Mulling on last week's debates about social mobility, I think it was all a bit lop-sided. Most of the discussion was about education, early intervention, and entry into university. Which is all fine, but tiptoes around something pretty massive: jobs.
It's easiest to explain why using a graph. It's taken from Working Futures, the official central forecasts and tracking for employment across the UK. It shows the trend in absolute numbers of different types of job, with projections to 2020:
A greater number of professional jobs is arguably a form of absolute social mobility (as, for example, Matthew Taylor defines it) - effectively when the total number of 'middle class' jobs expands. I'm not sure that we're seeing an expanding middle class, but it's certainly where commentary seems to have focussed, looking on the numbers of free-school meal children who get into Oxbridge, or the numbers of comp-educated kids becoming judges. I think this is in effect a narrowing of the debate, and the scope of social mobility. It means we dwell on access to the very top white-collar jobs, rather than think more generally about whether people across society can work their way up by their own efforts.

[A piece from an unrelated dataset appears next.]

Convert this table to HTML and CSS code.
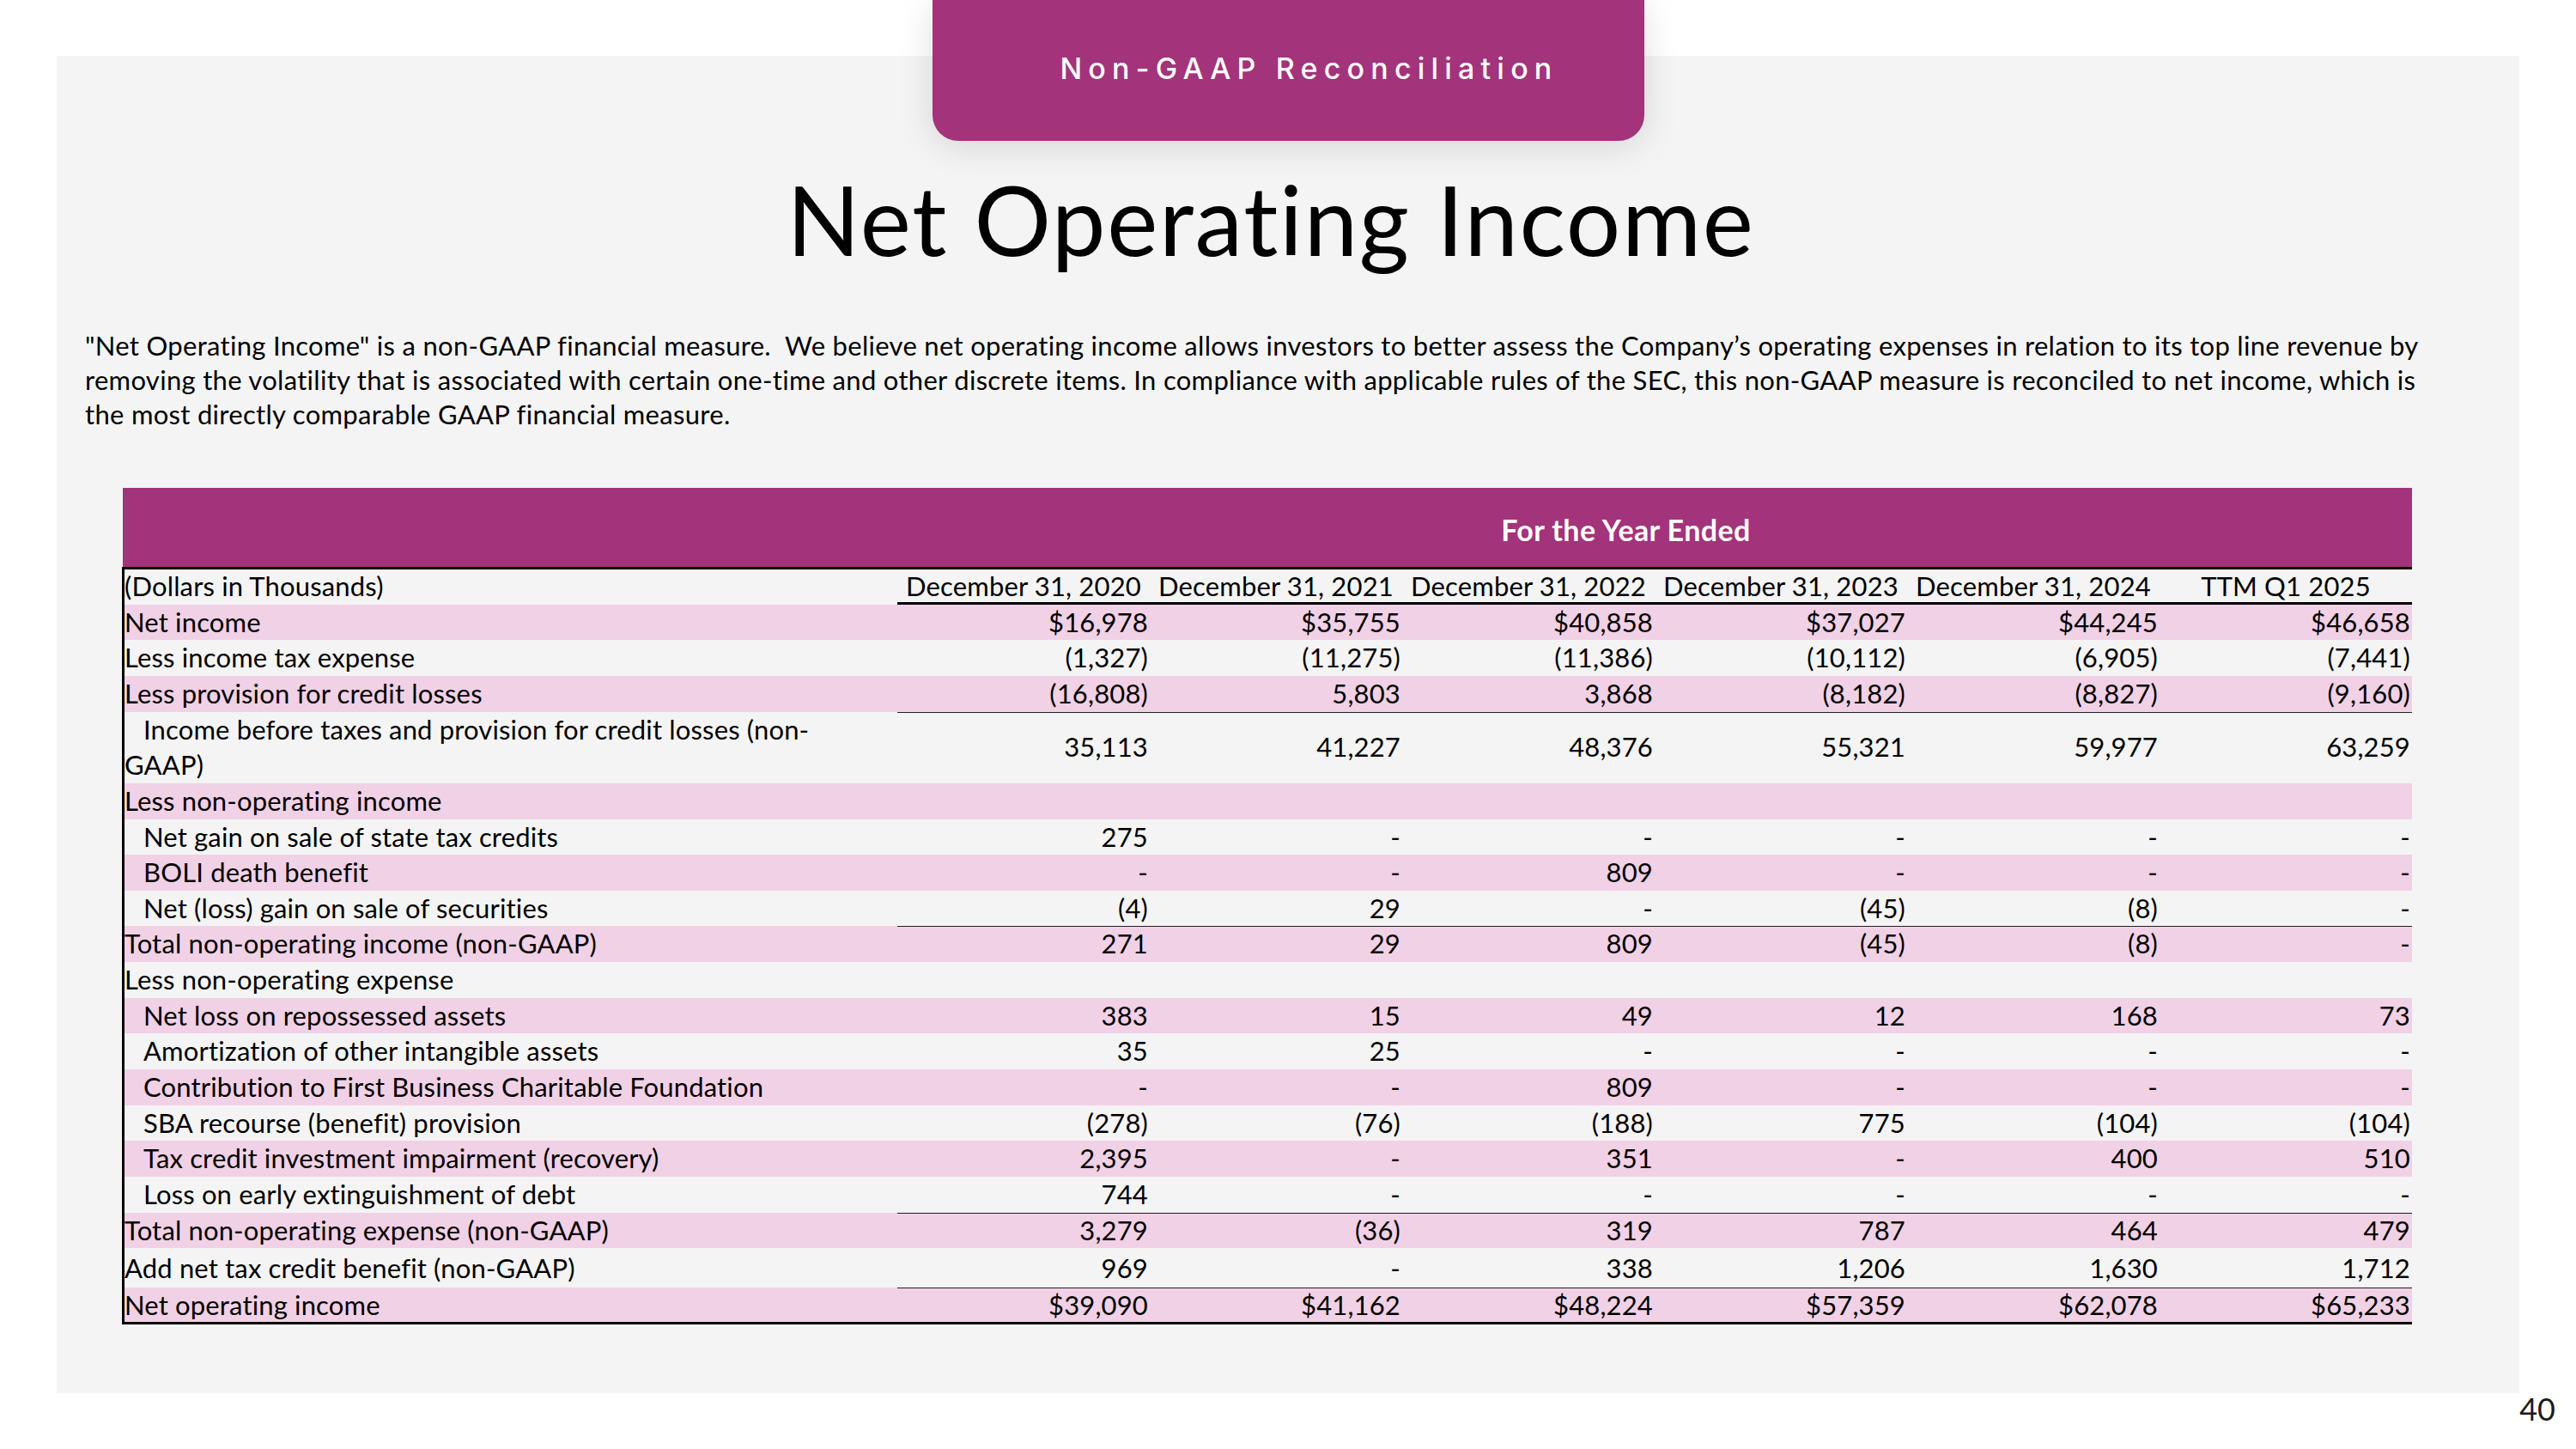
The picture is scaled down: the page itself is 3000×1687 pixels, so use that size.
FILE: index.html
```html
<!DOCTYPE html>
<html lang="en">
<head>
<meta charset="utf-8">
<title>Net Operating Income</title>
<link rel="stylesheet" href="styles.css">
</head>
<body>
<div class="slide">
  <div class="tab"><span class="tab-text">Non-GAAP Reconciliation</span></div>
  <section class="panel">
    <h1 class="title">Net Operating Income</h1>
    <p class="intro">"Net Operating Income" is a non-GAAP financial measure.&nbsp; We believe net operating income allows investors to better assess the Company’s operating expenses in relation to its top line revenue by<br>removing the volatility that is associated with certain one-time and other discrete items. In compliance with applicable rules of the SEC, this non-GAAP measure is reconciled to net income, which is<br>the most directly comparable GAAP financial measure.</p>
    <div class="recon">
      <div class="recon-band"><div class="band-title">For the Year Ended</div></div>
      <div class="recon-body">
        <div class="row cols">
          <div class="lbl">(Dollars in Thousands)</div>
          <div class="hdr">December 31, 2020</div>
          <div class="hdr">December 31, 2021</div>
          <div class="hdr">December 31, 2022</div>
          <div class="hdr">December 31, 2023</div>
          <div class="hdr">December 31, 2024</div>
          <div class="hdr">TTM Q1 2025</div>
        </div>
        <div class="row pink">
          <div class="lbl">Net income</div>
          <div class="num">$16,978</div><div class="num">$35,755</div><div class="num">$40,858</div><div class="num">$37,027</div><div class="num">$44,245</div><div class="num">$46,658</div>
        </div>
        <div class="row">
          <div class="lbl">Less income tax expense</div>
          <div class="num">(1,327)</div><div class="num">(11,275)</div><div class="num">(11,386)</div><div class="num">(10,112)</div><div class="num">(6,905)</div><div class="num">(7,441)</div>
        </div>
        <div class="row pink ul">
          <div class="lbl">Less provision for credit losses</div>
          <div class="num">(16,808)</div><div class="num">5,803</div><div class="num">3,868</div><div class="num">(8,182)</div><div class="num">(8,827)</div><div class="num">(9,160)</div>
        </div>
        <div class="row tall">
          <div class="lbl wrap">Income before taxes and provision for credit losses (non-<br>GAAP)</div>
          <div class="num">35,113</div><div class="num">41,227</div><div class="num">48,376</div><div class="num">55,321</div><div class="num">59,977</div><div class="num">63,259</div>
        </div>
        <div class="row pink">
          <div class="lbl">Less non-operating income</div>
          <div class="num"></div><div class="num"></div><div class="num"></div><div class="num"></div><div class="num"></div><div class="num"></div>
        </div>
        <div class="row">
          <div class="lbl ind">Net gain on sale of state tax credits</div>
          <div class="num">275</div><div class="num">-</div><div class="num">-</div><div class="num">-</div><div class="num">-</div><div class="num">-</div>
        </div>
        <div class="row pink">
          <div class="lbl ind">BOLI death benefit</div>
          <div class="num">-</div><div class="num">-</div><div class="num">809</div><div class="num">-</div><div class="num">-</div><div class="num">-</div>
        </div>
        <div class="row ul">
          <div class="lbl ind">Net (loss) gain on sale of securities</div>
          <div class="num">(4)</div><div class="num">29</div><div class="num">-</div><div class="num">(45)</div><div class="num">(8)</div><div class="num">-</div>
        </div>
        <div class="row pink">
          <div class="lbl">Total non-operating income (non-GAAP)</div>
          <div class="num">271</div><div class="num">29</div><div class="num">809</div><div class="num">(45)</div><div class="num">(8)</div><div class="num">-</div>
        </div>
        <div class="row">
          <div class="lbl">Less non-operating expense</div>
          <div class="num"></div><div class="num"></div><div class="num"></div><div class="num"></div><div class="num"></div><div class="num"></div>
        </div>
        <div class="row pink">
          <div class="lbl ind">Net loss on repossessed assets</div>
          <div class="num">383</div><div class="num">15</div><div class="num">49</div><div class="num">12</div><div class="num">168</div><div class="num">73</div>
        </div>
        <div class="row">
          <div class="lbl ind">Amortization of other intangible assets</div>
          <div class="num">35</div><div class="num">25</div><div class="num">-</div><div class="num">-</div><div class="num">-</div><div class="num">-</div>
        </div>
        <div class="row pink">
          <div class="lbl ind">Contribution to First Business Charitable Foundation</div>
          <div class="num">-</div><div class="num">-</div><div class="num">809</div><div class="num">-</div><div class="num">-</div><div class="num">-</div>
        </div>
        <div class="row">
          <div class="lbl ind">SBA recourse (benefit) provision</div>
          <div class="num">(278)</div><div class="num">(76)</div><div class="num">(188)</div><div class="num">775</div><div class="num">(104)</div><div class="num">(104)</div>
        </div>
        <div class="row pink">
          <div class="lbl ind">Tax credit investment impairment (recovery)</div>
          <div class="num">2,395</div><div class="num">-</div><div class="num">351</div><div class="num">-</div><div class="num">400</div><div class="num">510</div>
        </div>
        <div class="row ul">
          <div class="lbl ind">Loss on early extinguishment of debt</div>
          <div class="num">744</div><div class="num">-</div><div class="num">-</div><div class="num">-</div><div class="num">-</div><div class="num">-</div>
        </div>
        <div class="row pink">
          <div class="lbl">Total non-operating expense (non-GAAP)</div>
          <div class="num">3,279</div><div class="num">(36)</div><div class="num">319</div><div class="num">787</div><div class="num">464</div><div class="num">479</div>
        </div>
        <div class="row ul add">
          <div class="lbl">Add net tax credit benefit (non-GAAP)</div>
          <div class="num">969</div><div class="num">-</div><div class="num">338</div><div class="num">1,206</div><div class="num">1,630</div><div class="num">1,712</div>
        </div>
        <div class="row pink last">
          <div class="lbl">Net operating income</div>
          <div class="num">$39,090</div><div class="num">$41,162</div><div class="num">$48,224</div><div class="num">$57,359</div><div class="num">$62,078</div><div class="num">$65,233</div>
        </div>
      </div>
    </div>
  </section>
  <div class="page-num">40</div>
</div>
</body>
</html>
```

FILE: styles.css
```css
* {
  box-sizing: border-box;
}

html,
body {
  margin: 0;
  padding: 0;
  background: #ffffff;
}

body {
  width: 3000px;
  height: 1687px;
  overflow: hidden;
  font-family: Lato, "Open Sans", sans-serif;
  font-variant-ligatures: none;
  font-feature-settings: "liga" 0, "clig" 0;
  color: #000000;
}

.slide {
  position: relative;
  width: 3000px;
  height: 1687px;
  padding-top: 65px;
}

/* top tab */
.tab {
  position: absolute;
  top: 0;
  left: 1086px;
  width: 829px;
  height: 164px;
  background: #a3337a;
  border-radius: 0 0 30px 30px;
  box-shadow: 0 6px 40px rgba(0, 0, 0, 0.13);
  z-index: 2;
  display: flex;
  align-items: center;
  justify-content: center;
  padding: 0 0 6px 48px;
}

.tab-text {
  font-family: Inter, "Noto Sans", sans-serif;
  font-weight: 500;
  font-size: 34px;
  letter-spacing: 7.2px;
  color: #ffffff;
  white-space: nowrap;
}

/* grey panel */
.panel {
  margin: 0 66px;
  height: 1557px;
  background: #f4f4f4;
  padding-top: 125px;
}

.title {
  margin: 0;
  padding-right: 40px;
  text-align: center;
  font-family: Lato, "Open Sans", sans-serif;
  font-weight: 400;
  font-size: 112px;
  letter-spacing: 1.7px;
  line-height: 129.6px;
}

.intro {
  margin: 62px 0 0;
  padding-left: 33px;
  font-size: 31px;
  letter-spacing: 0.3px;
  line-height: 40px;
  white-space: nowrap;
}

/* reconciliation table */
.recon {
  margin: 66px 0 0 77px;
  width: 2666px;
}

.recon-band {
  height: 92px;
  background: #a3337a;
  display: grid;
  grid-template-columns: 903px 1fr;
}

.band-title {
  grid-column: 2;
  display: flex;
  align-items: center;
  justify-content: center;
  padding: 6px 68px 0 0;
  color: #ffffff;
  font-weight: 700;
  font-size: 34px;
  letter-spacing: 0.4px;
}

.recon-body {
  margin-left: -1px;
  border-top: 3px solid #000000;
  border-bottom: 3px solid #000000;
  border-left: 3px solid #000000;
}

.row {
  display: grid;
  grid-template-columns: 900px repeat(6, 294px);
  height: 41.65px;
  line-height: 41.65px;
  font-size: 31px;
  letter-spacing: 0.15px;
}

.row.pink {
  background: #f1d1e5;
}

.row.cols {
  height: 41px;
  line-height: 38px;
}

.row.tall {
  height: 83.4px;
}

.row.add {
  height: 46px;
  line-height: 46px;
}

.row.last {
  height: 40px;
  line-height: 40px;
}

.lbl {
  white-space: nowrap;
}

.lbl.ind {
  padding-left: 22px;
}

.lbl.wrap {
  text-indent: 22px;
  line-height: 41.65px;
}

.hdr {
  text-align: center;
  white-space: nowrap;
  border-bottom: 3px solid #000000;
}

.num {
  text-align: right;
  padding-right: 2px;
  white-space: nowrap;
}

.row.tall .num {
  align-self: center;
}

.row.ul .num {
  border-bottom: 1px solid #222222;
}

.page-num {
  padding-right: 24px;
  text-align: right;
  font-size: 36px;
  line-height: 36px;
  color: #1a1a1a;
}
```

For understanding what's happening there, look at the decline in numbers employed in skilled trades. Without getting misty-eyed, these occupations are traditionally likely to provide progression. Someone could leave school and go into a trade with the realistic prospect of gradually increasing skills, seniority and wages over time.
Now, having a decent job itself clearly isn't quite the same as being socially mobile. But the increasing rarity of jobs that allow advancement is a massive challenge, and it seems odd to consider mobility without acknowledging this hollowing-out of the labour market.
And that's my point. We should definitely be debating and refining social mobility as a concept. The Government - especially Nick Clegg and Michael Gove – deserve credit for keeping it in the public eye, as does Opposition Leader, Ed Miliband. But if we don't think about the availability and quality of work, we'll never completely understand why someone who is born poor, stays poor.